Oh and let us not forget Noah's online friends from all over the world. They DO count too. I firmly believe that. Through online classes and even dare I say, "Minecraft servers," Noah has forged real friendships. One former online classmate's Mom and I even became online friends too! The world is a different place than it was when I was a kid. If my child is in a group online learning and solving problems, chatting and sharing with a new friend, who's to say that's not socializing or real friendship.

10.) Homeschool has taught me to find your tribe and you'll never be alone. I thought, in the very early days, that I would never find any parents who understood what we were really going through. I felt as though nobody could understand the stress and intensity that a family shoulders with a child who has anxiety and true school refusal. No one who could relate to the despair and the confusion, the embarrassment and the loneliness. Then- I joined the Facebook group: "Homeschooling Parents of ADHD Kids Support Group," and the "Secular Homeschoolers of Gifted Twice Exceptional Kids Group," and the "Homeschooling Kids with OCD and Anxiety" group, and the "Gifted Unschoolers," and the "Unschoolers Who Love Pokemon, " etc....etc....etc..... and before I knew it, I met a VILLAGE OF FAMILIES WHO HAD CHILDREN JUST LIKE MINE. :)

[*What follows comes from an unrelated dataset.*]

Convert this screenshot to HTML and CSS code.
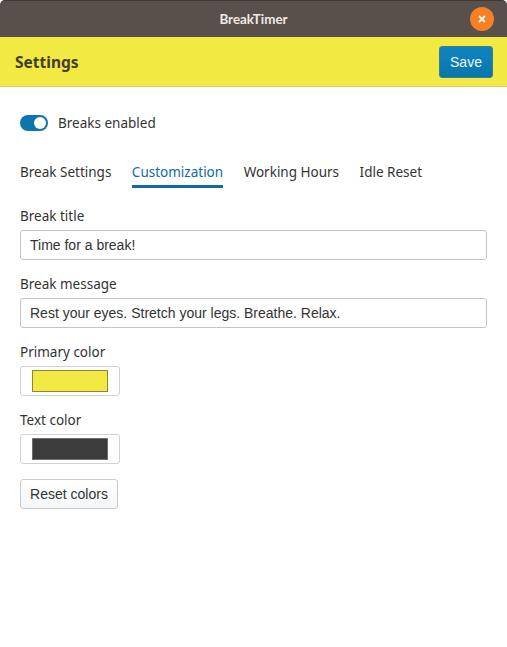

Yep. They were there all along and I didn't even know it. One of my favorite, favorite, favorite new pages is Tilt Parenting: The Revolution for Parents Raising Differently-Wired Kids. I love their Facebook page too, and the podcast. So much support and encouragement.

And there you have it! 10 Crazy, Life Changing Things that Homeschooling Has Taught Me. 
Of course I have my days where I have doubt, where I shake my head wondering what happened to the life that I was used to have. There are occasional nights that I lay awake worrying about college or 6th grade math, but they seem to be getting farther and farther in-between.

Beyond the ten things that homeschooling has taught me, I 've also learned that without a doubt, I am so incredibly grateful that life has given us this adventure, and I wouldn't change it for the world.